Deborah Vier Fischer (1)
“Educar é um ato heroico em qualquer cultura” (2).
Daniel Munduruku, escritor e filósofo indígena, tem habitado minhas ideias, meus pensamentos, nos últimos tempos, em especial. Tem sido uma boa companhia de cabeceira para tentar entender o que se passa em nosso país, especialmente em relação aos modos como a educação vem sendo tratada.
Não, não vou fazer política. Não vou falar de política. Não vou acusar um ou outro governante. Quero apenas parceria para pensar e conversar. Quero conversar sobre cultivo, sobre cultura, quero pensar sobre cultivar escolas. Proponho, então, uma conversação.

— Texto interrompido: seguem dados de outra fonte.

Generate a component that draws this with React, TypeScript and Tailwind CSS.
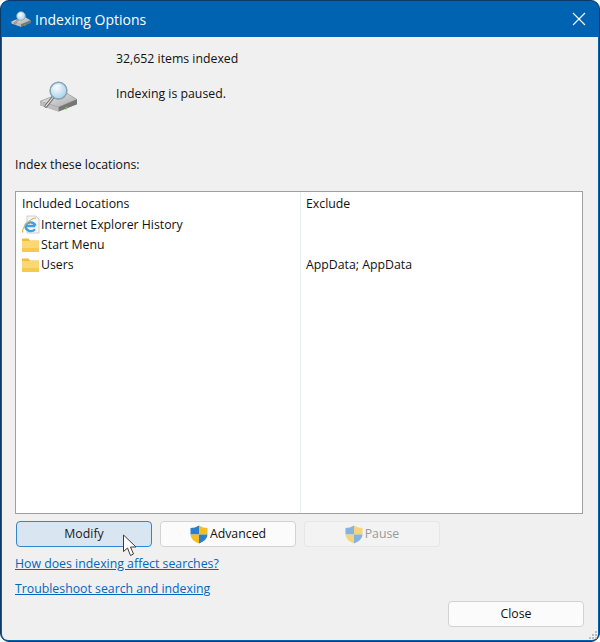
import React from 'react';

const font = { fontFamily: '"Open Sans", "Noto Sans", sans-serif' };

function DriveIcon({ className }: { className: string }) {
  return (
    <svg viewBox="0 0 40 32" className={className}>
      <defs>
        <linearGradient id="driveTop" x1="0" y1="0" x2="1" y2="1">
          <stop offset="0" stopColor="#f0f0f0" />
          <stop offset="1" stopColor="#a8a8a8" />
        </linearGradient>
        <radialGradient id="lens" cx="0.4" cy="0.35" r="0.8">
          <stop offset="0" stopColor="#f4fbff" />
          <stop offset="1" stopColor="#9cc8e4" />
        </radialGradient>
      </defs>
      <path d="M1 21 L26 11 L39 19 L39 24 L20 31.5 L1 25 Z" fill="#8f8f8f" />
      <path d="M1 21 L26 11 L39 19 L20 27 Z" fill="url(#driveTop)" stroke="#949494" strokeWidth="0.6" />
      <path d="M20 27 L39 19 L39 24 L20 31.5 Z" fill="#767676" />
      <path d="M1 21 L20 27 L20 31.5 L1 25 Z" fill="#bdbdbd" />
      <path d="M27 27 L29 26.2 L29 29 L27 29.8 Z" fill="#7ac143" />
      <path d="M7 26 L15 16" stroke="#6a6a6a" strokeWidth="3.2" strokeLinecap="round" />
      <path d="M7 26 L15 16" stroke="#ececec" strokeWidth="1.2" strokeLinecap="round" />
      <circle cx="20" cy="10" r="8.7" fill="url(#lens)" stroke="#86a3b8" strokeWidth="1.6" />
      <path d="M14.5 8 Q17 4 22 4.8" stroke="#ffffff" strokeWidth="1.2" fill="none" />
    </svg>
  );
}

function FolderIcon() {
  return (
    <svg viewBox="0 0 20 16" className="w-5 h-4 shrink-0">
      <path d="M1 1.5 H7.5 L9 3.5 H18 V15 H1 Z" fill="#f2bd35" />
      <rect x="1" y="4" width="17" height="11" fill="#fbd873" />
      <rect x="1" y="11" width="17" height="4" fill="#f6c94f" />
    </svg>
  );
}

function IeIcon() {
  return (
    <svg viewBox="0 0 20 20" className="w-5 h-5 shrink-0">
      <path d="M6 1 H15 L18 4 V18 H6 Z" fill="#f6f6f6" stroke="#bfc4c9" strokeWidth="0.8" />
      <path
        d="M14.2 11 H4.5 M4.2 11 A5.6 5.6 0 0 1 14.6 10.8 M4.2 11 A5.6 5.6 0 0 0 14 14.2"
        fill="none"
        stroke="#3f9fe3"
        strokeWidth="2.3"
      />
      <path d="M2 17.5 Q0.5 14 6 8 Q11 3 15 3" stroke="#e8b23c" strokeWidth="1.1" fill="none" />
    </svg>
  );
}

function Shield({ faded }: { faded?: boolean }) {
  return (
    <svg viewBox="0 0 18 19" className={`w-[18px] h-[19px] shrink-0 ${faded ? 'opacity-55' : ''}`}>
      <path d="M9 0.5 Q13 3 17.5 3 V9.5 H9 Z" fill="#f6bd1f" />
      <path d="M9 0.5 Q5 3 0.5 3 V9.5 H9 Z" fill="#2b7fd0" />
      <path d="M9 9.5 H17.5 Q17.5 15 9 18.5 Z" fill="#2b7fd0" />
      <path d="M0.5 9.5 H9 V18.5 Q0.5 15 0.5 9.5 Z" fill="#f6bd1f" />
    </svg>
  );
}

function Cursor() {
  return (
    <svg viewBox="0 0 16 24" className="absolute left-[107px] top-[13px] w-4 h-6">
      <path
        d="M1.5 1 V17.5 L5.5 14 L8.5 21.5 L11.5 20 L8.5 13 H14 Z"
        fill="#ffffff"
        stroke="#3c3c3c"
        strokeWidth="1"
        strokeLinejoin="round"
      />
    </svg>
  );
}

function Grip() {
  return (
    <svg viewBox="0 0 9 9" className="absolute right-0 bottom-0 w-[9px] h-[9px]" fill="#bdbdbd">
      <rect x="6" y="0" width="2" height="2" />
      <rect x="3" y="3" width="2" height="2" />
      <rect x="6" y="3" width="2" height="2" />
      <rect x="0" y="6" width="2" height="2" />
      <rect x="3" y="6" width="2" height="2" />
      <rect x="6" y="6" width="2" height="2" />
    </svg>
  );
}

const rows = [
  { name: 'Internet Explorer History', icon: <IeIcon />, exclude: '' },
  { name: 'Start Menu', icon: <FolderIcon />, exclude: '' },
  { name: 'Users', icon: <FolderIcon />, exclude: 'AppData; AppData' },
];

export default function App() {
  return (
    <div
      className="w-[600px] h-[642px] flex flex-col overflow-hidden rounded-[9px] bg-[#0063b1] border border-[#0b3a66] text-[12.3px] text-[#111]"
      style={font}
    >
      <div className="h-[36px] shrink-0 flex items-center pl-[10px] pr-[13px] text-white text-[14px]">
        <DriveIcon className="w-[20px] h-[16px] mr-[4px]" />
        <span>Indexing Options</span>
        <svg viewBox="0 0 14 14" className="w-[14px] h-[14px] ml-auto" stroke="#fff" strokeWidth="1.1">
          <path d="M1 1 L13 13 M13 1 L1 13" />
        </svg>
      </div>

      <div className="relative flex-1 flex flex-col mx-px mb-px bg-[#f0f0f0] pl-[13px] pr-[13px] rounded-b-[6px]">
        <div className="flex h-[87px] shrink-0 mt-px">
          <div className="w-[101px] flex justify-start pl-[24px] pt-[43px]">
            <DriveIcon className="w-[39px] h-[31px]" />
          </div>
          <div className="flex flex-col pt-[12px] gap-[17px]">
            <div className="leading-[18px]">32,652 items indexed</div>
            <div className="leading-[18px]">Indexing is paused.</div>
          </div>
        </div>

        <div className="mt-[31px] leading-[18px]">Index these locations:</div>

        <div className="mt-[17px] h-[323px] shrink-0 bg-white border border-[#a0a0a0] flex mr-[2px]">
          <div className="w-[285px] border-r border-[#e6eef6] pl-[6px] pt-[1px]">
            <div className="h-[21px] mt-[1px] leading-[20px]">Included Locations</div>
            {rows.map((r) => (
              <div key={r.name} className="h-[20px] flex items-center -ml-[1px]">
                {r.icon}
                <span className="leading-[20px]">{r.name}</span>
              </div>
            ))}
          </div>
          <div className="flex-1 pl-[5px] pt-[1px]">
            <div className="h-[21px] mt-[1px] leading-[20px]">Exclude</div>
            {rows.map((r) => (
              <div key={r.name} className="h-[20px] leading-[20px]">
                {r.exclude}
              </div>
            ))}
          </div>
        </div>

        <div className="relative mt-[7px] flex gap-[8px] pl-px">
          <button className="w-[136px] h-[26px] rounded-[4px] bg-[#d9e6f2] border border-[#2f86cf] text-[#1a1a1a]">
            Modify
          </button>
          <button className="w-[136px] h-[26px] rounded-[4px] bg-[#fbfbfb] border border-[#d2d2d2] flex items-center justify-center gap-[2px]">
            <Shield />
            Advanced
          </button>
          <button className="w-[136px] h-[26px] rounded-[4px] bg-[#f3f3f3] border border-[#e6e6e6] text-[#9a9a9a] flex items-center justify-center gap-[2px]">
            <Shield faded />
            Pause
          </button>
          <Cursor />
        </div>

        <div className="mt-[8px] flex flex-col items-start gap-[7px] text-[#0067c0]">
          <a className="underline leading-[18px]">How does indexing affect searches?</a>
          <a className="underline leading-[18px]">Troubleshoot search and indexing</a>
        </div>

        <div className="flex justify-end mt-[3px] pr-px">
          <button className="w-[136px] h-[26px] rounded-[4px] bg-[#fbfbfb] border border-[#d2d2d2]">Close</button>
        </div>
        <Grip />
      </div>
    </div>
  );
}
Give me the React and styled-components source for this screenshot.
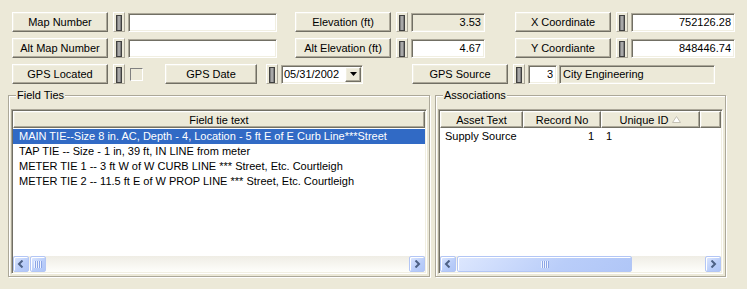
import React from 'react'
import styled, { createGlobalStyle } from 'styled-components'

const GlobalStyle = createGlobalStyle`
  * { box-sizing: border-box; }
  body {
    margin: 0;
    background: #ece9d8;
    font-family: "Liberation Sans", Arial, sans-serif;
    font-size: 11px;
    color: #000;
  }
`

const fieldTies = [
  'MAIN TIE--Size 8 in. AC, Depth - 4, Location - 5 ft E of E Curb Line***Street',
  'TAP TIE -- Size - 1 in, 39 ft, IN LINE from meter',
  'METER TIE 1 -- 3 ft W of W CURB LINE *** Street, Etc. Courtleigh',
  'METER TIE 2 -- 11.5 ft E of W PROP LINE *** Street, Etc. Courtleigh',
]

function LeftArrow() {
  return (
    <svg width="8" height="8" viewBox="0 0 8 8">
      <polyline points="5.5,0.5 2,4 5.5,7.5" fill="none" stroke="#4d6185" strokeWidth="2" />
    </svg>
  )
}

function RightArrow() {
  return (
    <svg width="8" height="8" viewBox="0 0 8 8">
      <polyline points="2.5,0.5 6,4 2.5,7.5" fill="none" stroke="#4d6185" strokeWidth="2" />
    </svg>
  )
}

function Grip() {
  return (
    <svg width="8" height="7" viewBox="0 0 8 7">
      {[0, 2, 4, 6].map((x) => (
        <rect key={x} x={x} y="0" width="1" height="7" fill="#eef3fe" />
      ))}
      {[1, 3, 5, 7].map((x) => (
        <rect key={x} x={x} y="0" width="1" height="7" fill="#8ca6e6" />
      ))}
    </svg>
  )
}

function SortUp() {
  return (
    <svg width="9" height="7" viewBox="0 0 9 7">
      <polygon points="4.5,0.5 8.5,6.5 0.5,6.5" fill="#fff" stroke="#c4c1b4" />
    </svg>
  )
}

function ScrollBar({ thumb }) {
  return (
    <HScroll>
      <ScrollBtn>
        <LeftArrow />
      </ScrollBtn>
      <Thumb $w={thumb}>
        <Grip />
      </Thumb>
      <Track />
      <ScrollBtn>
        <RightArrow />
      </ScrollBtn>
    </HScroll>
  )
}

export default function App() {
  return (
    <Page>
      <GlobalStyle />
      <Form>
        <Row>
          <Field>
            <LabelButton>Map Number</LabelButton>
            <Handle />
            <TextBox $w={149} readOnly defaultValue="" />
          </Field>
          <Field $gap={18}>
            <LabelButton>Elevation (ft)</LabelButton>
            <Handle />
            <TextBox $w={74} $align="right" $disabled readOnly defaultValue="3.53" />
          </Field>
          <Field $gap={30}>
            <LabelButton>X Coordinate</LabelButton>
            <Handle />
            <TextBox $w={104} $align="right" readOnly defaultValue="752126.28" />
          </Field>
        </Row>
        <Row>
          <Field>
            <LabelButton>Alt Map Number</LabelButton>
            <Handle />
            <TextBox $w={149} readOnly defaultValue="" />
          </Field>
          <Field $gap={18}>
            <LabelButton>Alt Elevation (ft)</LabelButton>
            <Handle />
            <TextBox $w={74} $align="right" readOnly defaultValue="4.67" />
          </Field>
          <Field $gap={30}>
            <LabelButton>Y Coordiante</LabelButton>
            <Handle />
            <TextBox $w={104} $align="right" readOnly defaultValue="848446.74" />
          </Field>
        </Row>
        <Row>
          <Field>
            <LabelButton>GPS Located</LabelButton>
            <Handle />
            <CheckBox />
          </Field>
          <Field $gap={22}>
            <LabelButton $w={92}>GPS Date</LabelButton>
            <Handle $left={9} />
            <Combo>
              <ComboText>05/31/2002</ComboText>
              <DropBtn>
                <svg width="7" height="4" viewBox="0 0 7 4">
                  <polygon points="0,0 7,0 3.5,4" fill="#000" />
                </svg>
              </DropBtn>
            </Combo>
          </Field>
          <Field $gap={49}>
            <LabelButton>GPS Source</LabelButton>
            <Handle />
            <TextBox $w={29} $align="right" readOnly defaultValue="3" />
            <TextBox $w={156} $gap={2} $disabled readOnly defaultValue="City Engineering" />
          </Field>
        </Row>
      </Form>

      <Groups>
        <Group $w={422}>
          <Legend>Field Ties</Legend>
          <ListView>
            <Header>
              <HeaderCell $flex>Field tie text</HeaderCell>
            </Header>
            <Body>
              {fieldTies.map((t, i) => (
                <ListRow key={t} $selected={i === 0}>
                  {t}
                </ListRow>
              ))}
            </Body>
            <ScrollBar thumb={16} />
          </ListView>
        </Group>

        <Group $w={291}>
          <Legend>Associations</Legend>
          <ListView>
            <Header>
              <HeaderCell $w={83}>Asset Text</HeaderCell>
              <HeaderCell $w={78}>Record No</HeaderCell>
              <HeaderCell $w={99}>
                Unique ID <SortUp />
              </HeaderCell>
              <HeaderCell $w={21} />
            </Header>
            <Body>
              <AssocRow>
                <Cell>Supply Source</Cell>
                <Cell $align="right">1</Cell>
                <Cell>1</Cell>
              </AssocRow>
            </Body>
            <ScrollBar thumb={175} />
          </ListView>
        </Group>
      </Groups>
    </Page>
  )
}

const Page = styled.div`
  width: 747px;
  height: 289px;
  overflow: hidden;
  padding-top: 12px;
`

const Form = styled.div`
  display: flex;
  flex-direction: column;
  gap: 6px;
  padding-left: 12px;
`

const Row = styled.div`
  display: flex;
  align-items: center;
  height: 20px;
`

const Field = styled.div`
  display: flex;
  align-items: center;
  margin-left: ${(p) => p.$gap || 0}px;
`

const raised = `
  border: 1px solid;
  border-color: #fff #716f64 #716f64 #fff;
  box-shadow: inset -1px -1px #aca899, inset 1px 1px #f1efe2;
  background: #ece9d8;
`

const sunken = `
  border: 1px solid;
  border-color: #aca899 #fff #fff #aca899;
  box-shadow: inset 1px 1px #716f64, inset -1px -1px #f1efe2;
`

const LabelButton = styled.button`
  ${raised}
  width: ${(p) => p.$w || 96}px;
  height: 20px;
  padding: 0;
  font: inherit;
  color: #000;
`

const Handle = styled.div`
  width: 12px;
  height: 20px;
  margin: 0 3px 0 ${(p) => p.$left || 5}px;
  padding: 2px;
  border: 1px solid;
  border-color: #fff #aca899 #aca899 #fff;
  background: #ece9d8;

  &::before {
    content: '';
    display: block;
    height: 100%;
    border: 1px solid #404040;
    background: linear-gradient(90deg, #808080 0 1px, #a8a8a8 1px 3px, #808080 3px);
  }
`

const TextBox = styled.input`
  ${sunken}
  width: ${(p) => p.$w}px;
  height: 19px;
  margin-left: ${(p) => p.$gap || 0}px;
  padding: 0 3px;
  font: inherit;
  color: #000;
  text-align: ${(p) => p.$align || 'left'};
  background: ${(p) => (p.$disabled ? '#ece9d8' : '#fff')};
  outline: none;
`

const CheckBox = styled.div`
  width: 13px;
  height: 13px;
  margin-left: 2px;
  border: 1px solid;
  border-color: #808080 #fff #fff #808080;
  background: #ece9d8;
`

const Combo = styled.div`
  ${sunken}
  display: flex;
  align-items: center;
  width: 82px;
  height: 19px;
  background: #fff;
  padding: 0 1px 0 2px;
`

const ComboText = styled.span`
  flex: 1;
`

const DropBtn = styled.div`
  ${raised}
  display: flex;
  align-items: center;
  justify-content: center;
  width: 16px;
  height: 15px;
`

const Groups = styled.div`
  display: flex;
  gap: 5px;
  margin-top: 5px;
  padding-left: 8px;
`

const Group = styled.fieldset`
  width: ${(p) => p.$w}px;
  margin: 0;
  padding: 0 2px 2px;
  border: 1px solid #aca899;
  box-shadow: inset 1px 1px #fff, 1px 1px #fff;
`

const Legend = styled.legend`
  margin-left: 5px;
  padding: 0 1px;
  line-height: 13px;
  background: #ece9d8;
`

const ListView = styled.div`
  ${sunken}
  display: flex;
  flex-direction: column;
  height: 165px;
  margin-top: 7px;
  padding: 1px;
  background: #fff;
`

const Header = styled.div`
  display: flex;
  height: 17px;
  flex: none;
`

const HeaderCell = styled.div`
  ${raised}
  ${(p) => (p.$flex ? 'flex: 1;' : `width: ${p.$w}px; flex: none;`)}
  display: flex;
  align-items: center;
  justify-content: center;
  gap: 4px;
  height: 17px;
  white-space: nowrap;
`

const Body = styled.div`
  flex: 1;
  padding-top: 1px;
  background: #fff;
  overflow: hidden;
`

const ListRow = styled.div`
  height: 15px;
  line-height: 15px;
  padding-left: 6px;
  white-space: nowrap;
  background: ${(p) => (p.$selected ? '#316ac5' : 'transparent')};
  color: ${(p) => (p.$selected ? '#fff' : '#000')};
`

const AssocRow = styled.div`
  display: grid;
  grid-template-columns: 83px 78px 99px;
  height: 15px;
  line-height: 15px;
`

const Cell = styled.div`
  padding: ${(p) => (p.$align === 'right' ? '0 7px 0 0' : '0 0 0 5px')};
  text-align: ${(p) => p.$align || 'left'};
  white-space: nowrap;
`

const HScroll = styled.div`
  display: flex;
  align-items: center;
  height: 16px;
  flex: none;
  background: linear-gradient(#efede5, #fefefb);
`

const xpBlue = `
  border: 1px solid #b3c6f5;
  border-radius: 2px;
  background: linear-gradient(135deg, #dde7fe, #b9cdf9 60%, #b0c6f7);
  box-shadow: inset 1px 1px #fff;
`

const ScrollBtn = styled.div`
  ${xpBlue}
  display: flex;
  align-items: center;
  justify-content: center;
  width: 16px;
  height: 16px;
  flex: none;
`

const Thumb = styled.div`
  ${xpBlue}
  display: flex;
  align-items: center;
  justify-content: center;
  width: ${(p) => p.$w}px;
  height: 16px;
  margin-left: 1px;
  flex: none;
`

const Track = styled.div`
  flex: 1;
`
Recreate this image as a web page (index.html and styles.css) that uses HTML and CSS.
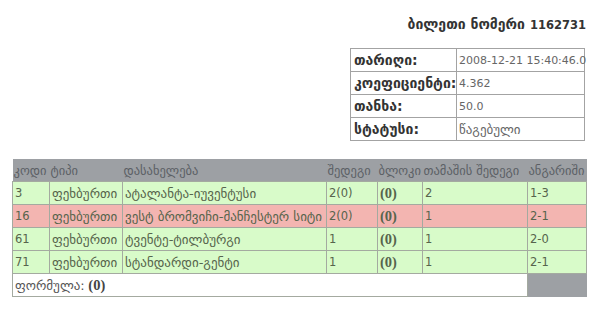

Tomo a noção de cultivo do próprio Munduruku, quando a relaciona com a ideia de uma sociedade que, cuidando dos seus membros, educa. E educa acreditando que todos e todas são responsáveis e participantes. Que as noções básicas da vida passam pela ideia de cuidado e de compartilhamento, sem separações, hierarquizações, categorizações, afinal, se tem algo que nos une e nos aproxima é o fato de que somos gente(s). E isso conta mais do que tudo.
Cultivar escolas, nessa perspectiva, passa a ser um ato político. Uma noção de pertencimento, em que o estar junto, o pensar em parceria e de modos diferentes alimenta esse cultivo e produz vida, permite a invenção, a criação. Vidas que vivem para viver, diria o autor.
Mas, não parece ser esse o convite para pensar a educação em tempos atuais. A ideia de cultivo tem se afastado tanto! No lugar dela, uma racionalidade absurda. Uma crença na possibilidade de controlar mentes, de alinhar pensamentos, de apagar culturas, de esquecer o país multiétnico que somos. Um desinvestimento de todas as formas, de todos os jeitos possíveis. E qual a saída?
Creio que é jamais desistir de lutar pelo que se acredita. Jamais silenciar. É manter a teia que nos sustenta, conectada, fio por fio, formando uma enorme rede de saberes, diversos, dinâmicos, vivos. E a escola, esse espaço em que circulam tantos saberes, local de encontro de sujeitos tão diferentes entre si e, por vezes, tão parecidos em suas necessidades e desejos, tem a força para manter a teia estendida, mesmo que, vez ou outra, um fio, de maior ou menor extensão, escape aqui ou ali.
Cultivar escolas pode ser um modo de manter vivas as nossas crenças e de renovar a nossa relação com aquilo que acreditamos. Um modo de compartilhar experiências, mostrando que é possível viver e ser feliz, aprender e se manter diferente. E isso se dá no hoje, no presente. É aqui, é agora. É uma urgência, a fim de que a negatividade e a tristeza que nos rondam possam ser confrontadas com gestos que tornem possível pensar a escola e a educação como potências, como movimentos de forças que têm na preservação da cultura e na ideia de cultivo a manutenção da vida de um povo, de toda uma nação, do nosso Brasil.
(1) Coordenadora Geral da Projeto.
(2) Mundurukando, de Daniel Munduruku, São Paulo: Ed. do Brasil, 2010.